When participants have clashing perspectives these are simply noticed and the participants should return their attention to their common ground as fast as possible.
- Focus on Present & External Trends: by exploring trends and global forces affecting their daily lives, the participants move to the present.
They create together a detailed "mind map" of these trends on a giant sheet of paper. They discuss concerns, prioritize the trends they've identified and explore common ways of viewing the "mess" they've charted together. They tell each other what they're proud of and what they're sorry about.
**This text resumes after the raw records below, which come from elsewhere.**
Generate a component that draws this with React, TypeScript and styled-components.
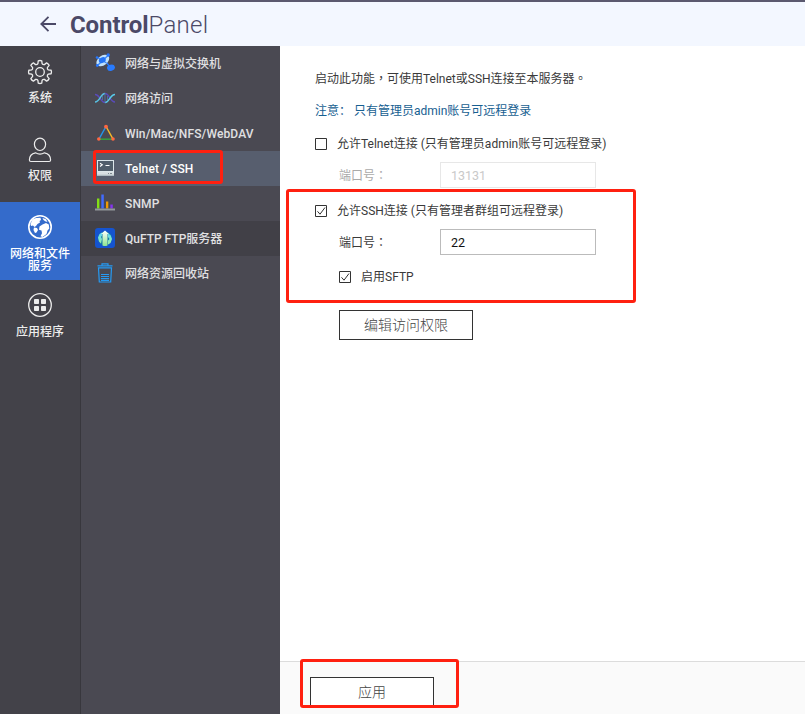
import React from 'react';
import styled, { createGlobalStyle, css } from 'styled-components';

const GlobalStyle = createGlobalStyle`
  *, *::before, *::after { box-sizing: border-box; }
  html, body { margin: 0; padding: 0; overflow: hidden; }
  button, input { font: inherit; }
`;

const Shell = styled.div`
  position: relative;
  display: flex;
  flex-direction: column;
  width: 805px;
  height: 714px;
  overflow: hidden;
  background: #fff;
  color: #333;
  font: 12px/16px Roboto, "Noto Sans CJK TC", sans-serif;
`;

const Header = styled.header`
  display: flex;
  flex: none;
  align-items: center;
  height: 46px;
  padding: 1px 0 0 40px;
  border-top: 2px solid #5b596f;
  background: #f3f7ff;
  color: #4b4967;
`;

const BackIcon = styled.svg`
  width: 16px;
  height: 16px;
  margin-bottom: 1px;
`;

const Title = styled.h1`
  margin: 0 0 0 14px;
  font-size: 24px;
  line-height: 32px;
  font-weight: 300;
  letter-spacing: 0.3px;
  b { font-weight: 700; letter-spacing: -0.1px; }
`;

const Body = styled.div`
  display: flex;
  flex: 1;
  min-height: 0;
`;

const Nav = styled.nav`
  display: flex;
  flex: none;
  flex-direction: column;
  width: 80px;
  background: #434249;
`;

const NavItem = styled.a<{ $active?: boolean }>`
  display: flex;
  flex-direction: column;
  align-items: center;
  height: 78px;
  padding-top: 13px;
  background: ${p => (p.$active ? '#346bcb' : 'transparent')};
  color: ${p => (p.$active ? '#fff' : '#ececec')};
  svg { width: 26px; height: 26px; flex: none; }
`;

const NavLabel = styled.span`
  width: 62px;
  margin-top: 7px;
  font: 500 12px/12px Roboto, "Noto Sans CJK SC", sans-serif;
  text-align: center;
`;

const Menu = styled.nav`
  flex: none;
  width: 200px;
  border-left: 1px solid #38373d;
  background: #4a4952;
`;

const MenuItem = styled.a<{ $tone?: 'selected' | 'dark' }>`
  display: flex;
  align-items: center;
  gap: 10px;
  height: 35px;
  padding-left: 14px;
  color: #e0e0e2;
  font: 500 12px/16px Roboto, "Noto Sans CJK SC", sans-serif;
  ${p => p.$tone === 'selected' && css`background: #575e6e; color: #fff;`}
  ${p => p.$tone === 'dark' && css`background: #414047;`}
  svg { width: 20px; height: 20px; flex: none; margin-bottom: 1px; }
`;

const MenuText = styled.span<{ $latin?: boolean }>`
  letter-spacing: ${p => (p.$latin ? '0.12px' : 'normal')};
`;

const Main = styled.main`
  display: flex;
  flex: 1;
  flex-direction: column;
`;

const Form = styled.div`
  flex: 1;
  padding: 17px 0 0 35px;
`;

const Line = styled.div<{ $h: number; $indent?: boolean; $tone?: string }>`
  display: flex;
  align-items: center;
  height: ${p => p.$h}px;
  padding-left: ${p => (p.$indent ? 24 : 0)}px;
  color: ${p => p.$tone ?? '#3a3a3a'};
  white-space: pre;
`;

const Check = styled.svg`
  flex: none;
  width: 12px;
  height: 12px;
  margin-right: 10px;
`;

const FieldLabel = styled.label`
  width: 101px;
  padding-top: 2px;
`;

const Field = styled.input`
  width: 156px;
  height: 26px;
  padding: 0 10px;
  border: 1px solid #bbb;
  border-radius: 0;
  background: #fff;
  color: #111;
  font-size: 12.5px;
  outline: 0;
  &:disabled { border-color: #e7e7e7; color: #c9c9c9; }
`;

const Button = styled.button<{ $w: number }>`
  width: ${p => p.$w}px;
  height: 30px;
  padding: 0 0 1px;
  border: 1px solid #333;
  background: #fff;
  color: #444;
  font: 300 14px/20px Roboto, "Noto Sans CJK SC", sans-serif;
`;

const Actions = styled.div`
  padding: 10px 0 0 24px;
`;

const Footer = styled.footer`
  height: 53px;
  padding: 15px 0 0 30px;
  border-top: 1px solid #dcdcdc;
  background: #fafafa;
`;

const Marker = styled.div<{ $x: number; $y: number; $w: number; $h: number }>`
  position: absolute;
  left: ${p => p.$x}px;
  top: ${p => p.$y}px;
  width: ${p => p.$w}px;
  height: ${p => p.$h}px;
  border: 3px solid #ff2010;
  border-radius: 3px;
  pointer-events: none;
`;

function Checkbox({ checked }: { checked?: boolean }) {
  return (
    <Check viewBox="0 0 12 12" fill="none" stroke="#333">
      <path d="M.5.5h11v11H.5z" />
      {checked && <path d="M2.5 6.3 5 9.2 10 2.5" />}
    </Check>
  );
}

const gearPath = Array.from({ length: 8 }, (_, i) => {
  const at = (r: number, deg: number) => {
    const a = ((i * 45 + deg - 90) * Math.PI) / 180;
    return `${(13 + r * Math.cos(a)).toFixed(2)} ${(13 + r * Math.sin(a)).toFixed(2)}`;
  };
  return `${i ? 'L' : 'M'}${at(8.6, -14)}L${at(11.3, -9)}Q${at(11.8, 0)} ${at(11.3, 9)}L${at(8.6, 14)}Q${at(7.6, 22.5)} ${at(8.6, 31)}`;
}).join('') + 'Z';

const GearIcon = () => (
  <svg viewBox="0 0 26 26" fill="none" stroke="currentColor" strokeWidth="1.3" strokeLinejoin="round">
    <path d={gearPath} /><circle cx="13" cy="13" r="4.3" />
  </svg>
);
const UserIcon = () => (
  <svg viewBox="0 0 26 26" fill="none" stroke="currentColor" strokeWidth="1.2">
    <ellipse cx="13" cy="7.3" rx="5.6" ry="6.2" />
    <path d="M8.5 15.8q4.5 2.5 9 0C22 16.7 23.6 19.5 23.6 23q0 1.5-1.5 1.5H3.9q-1.5 0-1.5-1.5c0-3.5 1.6-6.3 6.1-7.2Z" />
  </svg>
);
const GlobeIcon = () => (
  <svg viewBox="0 0 26 26" fill="currentColor">
    <circle cx="13" cy="12" r="11.2" fill="none" stroke="currentColor" strokeWidth="1.6" />
    <path d="M3.500 9 5.500 4.500 9 3l4.500-.3L14 5l-1.500 1 .5 1.500-2.500 1.500L9 11l-1.500 1L6 10.500 4 11Z" />
    <path d="m7 12.500 3 .5 1 2-1.500 2.500-1.500.5-1.500-3Z" />
    <path d="m15.500 3 3.500 1.200L20.500 7l-2.300-.7L16.500 5ZM15.500 9.500l3.500-1.500 2.800 1.500.5 4-1.800 2-1 3.500-4 3-2-.8 1.500-3-.5-2.700-2.500-.8.500-3.200Z" />
  </svg>
);
const AppsIcon = () => (
  <svg viewBox="0 0 26 26" fill="currentColor">
    <circle cx="13" cy="12" r="11.3" fill="none" stroke="currentColor" strokeWidth="1.3" />
    <rect x="7" y="6" width="5" height="5" rx=".8" /><rect x="14" y="6" width="5" height="5" rx=".8" />
    <rect x="7" y="13" width="5" height="5" rx=".8" /><rect x="14" y="13" width="5" height="5" rx=".8" />
  </svg>
);

const SwitchIcon = () => (
  <svg viewBox="0 0 20 20">
    <path d="m11 9 4 5" stroke="#2676ff" strokeWidth="1.5" />
    <ellipse cx="7.800" cy="7.500" rx="7.200" ry="4.800" transform="rotate(-38 7.800 7.500)" fill="#bfe0fb" />
    <path d="m2.500 4.500 9 5.500M2.500 12.500 13 2.500" stroke="#3c86f5" strokeWidth="1.3" />
    <ellipse cx="7.300" cy="7.200" rx="3.600" ry="2.700" transform="rotate(-30 7.300 7.200)" fill="#2373f5" />
    <circle cx="13.200" cy="2" r="1.700" fill="#2576ff" /><circle cx="2" cy="4.500" r="1.300" fill="#2576ff" /><circle cx="2.300" cy="12.500" r="1.400" fill="#2576ff" />
    <ellipse cx="16" cy="14.800" rx="4" ry="3.100" transform="rotate(-15 16 14.800)" fill="#287bff" />
  </svg>
);
const AccessIcon = () => (
  <svg viewBox="0 0 20 20" fill="none" strokeWidth="1.5">
    <path d="M0 6.500C5 6.500 5.500 14.500 10 14.500" stroke="#5a4bba" />
    <path d="M10 5.500C14.500 5.500 15 14 20 14" stroke="#5a4bba" />
    <path d="M0 14C5 14 5.500 5.500 10 5.500" stroke="#58bfe2" />
    <path d="M10 14.500C14.500 14.500 15 6.500 20 6.500" stroke="#58cbea" />
    <path d="M10 5v10M7.500 8v4M12.500 8v4" stroke="#5277b5" strokeWidth=".8" />
  </svg>
);
const TriangleIcon = () => (
  <svg viewBox="0 0 20 20" strokeWidth="1.5">
    <path d="M11 3.500 4 16" stroke="#2396ec" /><path d="m11 3.500 7 12.500" stroke="#f6b928" /><path d="M4 16.200h14" stroke="#35a23f" />
    <circle cx="11" cy="3.700" r="1.9" fill="#ff6742" /><circle cx="3.800" cy="16" r="1.800" fill="#ff6742" /><circle cx="18" cy="16" r="1.800" fill="#ff6742" />
  </svg>
);
const TerminalIcon = () => (
  <svg viewBox="0 0 20 20">
    <path d="M2 2h17v12H2z" fill="#dce6ea" /><path d="M3 3h15v10H3z" fill="#515e6b" />
    <path d="M2 14h17v4H2z" fill="#d8dfe2" /><path d="M2 16.700h17V18H2z" fill="#aebbc1" />
    <path d="m5 5.300 2.300 1.500L5 8.500M10.500 7.500h4" fill="none" stroke="#fff" strokeWidth="1.1" />
    <path d="M13 15.500h1M15 15.500h2" stroke="#7c8990" />
  </svg>
);
const BarsIcon = () => (
  <svg viewBox="0 0 20 20">
    <path fill="#83df16" d="M2 5.500h2.400v10H2z" /><path fill="#416bff" d="M6.300 1.500h2.500v14H6.300z" />
    <path fill="#f29b00" d="M11 8.500h2.300v7H11z" /><path fill="#8533ed" d="M15.300 11.500h2.500v4h-2.500z" />
    <path fill="#92999b" d="M0 15.500h20v2H0z" />
  </svg>
);
const FtpIcon = () => (
  <svg viewBox="0 0 20 20">
    <defs>
      <linearGradient id="ftp-land" x2="0" y2="1"><stop stopColor="#55d5ff" /><stop offset="1" stopColor="#a6f0a0" /></linearGradient>
      <linearGradient id="ftp-arrow" x2="0" y2="1"><stop stopColor="#fff" /><stop offset="1" stopColor="#8fe58f" /></linearGradient>
    </defs>
    <rect width="20" height="20" rx="3" fill="#1554d0" />
    <circle cx="10" cy="10.500" r="7" fill="#137aa5" />
    <path d="M3 9.500 4.500 6 7 4.500v3L6 9l1 2-1 4.500-2-2ZM13 5.500 15.500 7l1.500 4-1.500 4-2.500 1.500v-4l1.500-1.500-1.500-2Z" fill="url(#ftp-land)" />
    <path d="m10 2.500 4 3.500h-1.500v11.500q-2.500 1-5 0V6H6Z" fill="url(#ftp-arrow)" />
  </svg>
);
const TrashIcon = () => (
  <svg viewBox="0 0 20 20" fill="none" stroke="#259af3" strokeWidth="1.200">
    <path d="M2.500 2.800h15M7 2.500V.800h6v1.700M3.500 4.800l.8 14.200h11.400l.8-14.200Z" />
    <path d="M6 11.500h8M6 13.500h8M6 15.500h8M6 17.300h8" />
  </svg>
);

const navItems = [
  { label: '系统', Icon: GearIcon },
  { label: '权限', Icon: UserIcon },
  { label: '网络和文件服务', Icon: GlobeIcon, active: true },
  { label: '应用程序', Icon: AppsIcon },
];

const menuItems: { label: string; Icon: React.FC; tone?: 'selected' | 'dark'; latin?: boolean }[] = [
  { label: '网络与虚拟交换机', Icon: SwitchIcon },
  { label: '网络访问', Icon: AccessIcon },
  { label: 'Win/Mac/NFS/WebDAV', Icon: TriangleIcon, latin: true },
  { label: 'Telnet / SSH', Icon: TerminalIcon, tone: 'selected', latin: true },
  { label: 'SNMP', Icon: BarsIcon, latin: true },
  { label: 'QuFTP FTP服务器', Icon: FtpIcon, tone: 'dark' },
  { label: '网络资源回收站', Icon: TrashIcon },
];

export default function App() {
  return (
    <Shell lang="zh-CN">
      <GlobalStyle />
      <Header>
        <BackIcon viewBox="0 0 16 16" fill="none" stroke="currentColor" strokeWidth="1.8">
          <path d="M16 8H1.500M8.500.800 1.300 8l7.200 7.200" />
        </BackIcon>
        <Title><b>Control</b>Panel</Title>
      </Header>
      <Body>
        <Nav>
          {navItems.map(({ label, Icon, active }) => (
            <NavItem key={label} $active={active}><Icon /><NavLabel>{label}</NavLabel></NavItem>
          ))}
        </Nav>
        <Menu>
          {menuItems.map(({ label, Icon, tone, latin }) => (
            <MenuItem key={label} $tone={tone}><Icon /><MenuText $latin={latin}>{label}</MenuText></MenuItem>
          ))}
        </Menu>
        <Main>
          <Form>
            <Line $h={31} lang="zh-TW">启动此功能，可使用Telnet或SSH连接至本服务器。</Line>
            <Line $h={33} $tone="#176091">注意： 只有管理员admin账号可远程登录</Line>
            <Line $h={33}><Checkbox />允许Telnet连接 (只有管理员admin账号可远程登录)</Line>
            <Line $h={30} $indent $tone="#aaa" lang="zh-TW">
              <FieldLabel>端口号：</FieldLabel><Field disabled defaultValue="13131" />
            </Line>
            <Line $h={41}><Checkbox checked />允许SSH连接 (只有管理者群组可远程登录)</Line>
            <Line $h={22} $indent lang="zh-TW">
              <FieldLabel>端口号：</FieldLabel><Field defaultValue="22" />
            </Line>
            <Line $h={47} $indent><Checkbox checked />启用SFTP</Line>
            <Actions><Button $w={134}>编辑访问权限</Button></Actions>
          </Form>
          <Footer><Button $w={124}>应用</Button></Footer>
        </Main>
      </Body>
      <Marker $x={93} $y={150} $w={130} $h={34} />
      <Marker $x={286} $y={189} $w={350} $h={114} />
      <Marker $x={300} $y={659} $w={159} $h={49} />
    </Shell>
  );
}
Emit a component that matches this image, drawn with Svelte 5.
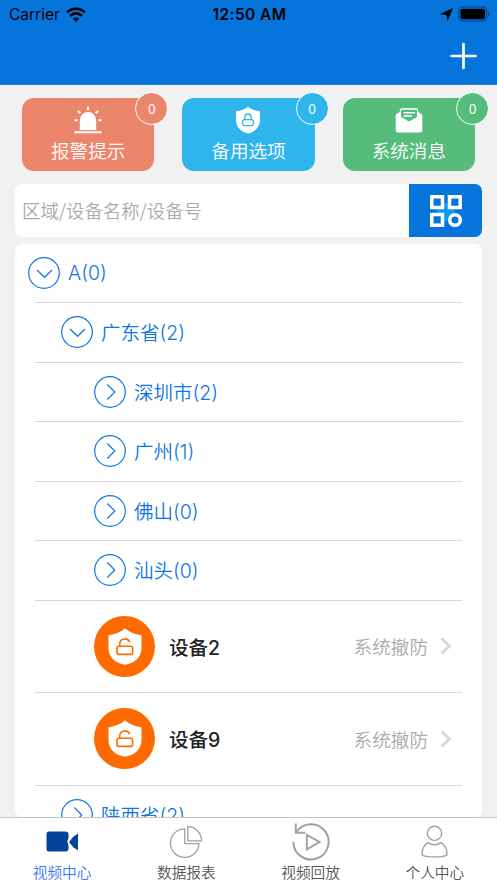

Often their perspective on themselves and each other shift dramatically during these exercises.
- Focus on the Future: several stakeholders then gather in subgroups to imagine themselves 5, 10 and 20 years in the future. They generate concrete images and examples of what's going on in their chosen future, and the barriers they imagine they've had to overcome to get there. After coming together to share this information, participants develop lists of common futures (what they agree they want), potential projects (how to get there) and unresolved differences.
After some reflection and second thoughts, each participant figures out what they personally want to work on. They get together with others of similar passion to plan the next steps and actions.
Flow of Future Search Conference
Day 1, Afternoon
Focus on the Past — People make time lines of key events in the world, their own lives, and in the history of the future search topic. Small groups tell stories about each time line and the implications of their stories for the work they have come to do.
Focus on Present, External Trends — The whole group makes a "mind map" of trends affecting them now and identifies those trends most important for their topic.
Day 2, Morning
Focus on Present, External Trends — Stakeholder groups describe what they are doing now about key trends and what they want to do in the future.
Focus on Present — Stakeholder groups report what they are proud of and sorry about in the way they are dealing with the future search topic.
Day 2, Afternoon
Ideal Future Scenarios
Diverse groups put themselves into the future and describe their preferred future as if it has already been accomplished.
Identify Common Ground — Diverse Groups post themes they believe are common ground for everyone.
Day 3, Morning & Early Afternoon
Confirm Common Ground — Whole group dialogues to agree on common ground.
Action Planning — Volunteers sign up to implement action plans.
Rules of Future Search
Four principles underlie a successful Future Search
- Getting the “whole system in the room”
- Exploring all aspects of a system before trying to fix any part
- Putting common ground and future action front and center, treating problems and conflicts as information, not action items.
- Having people accept responsibility for their own work, conclusions, and action plans.
When to use Future Search
- There is a large group of people with diverse backgrounds
- There is a potential common goal to reach.
- The situation is complex/interdependent.
- Need of collaboration despite differences of culture, class, gender, age, race, ethnicity, language, and education.
- People share a loose common ground or common interests.
For a group of 60-80 participants
- Guides through the process
- Explains the techniques introduced.
- Facilitates the past, present, and future discussions.
- Helps the discussions stay focused.
- Concentrates on the group’s discussion process.
- Helps the group set its common grounds and keep to them.
- Moderates in case of conflict and disagreement.
- Helps group members identify areas of agreement and disagreement.
- Brings in points of view that haven’t been talked about.
- Creates opportunities for everyone to participate.
- Focuses and helps to clarify the discussion.
- Summarise key points in the discussion, or ask others to do so.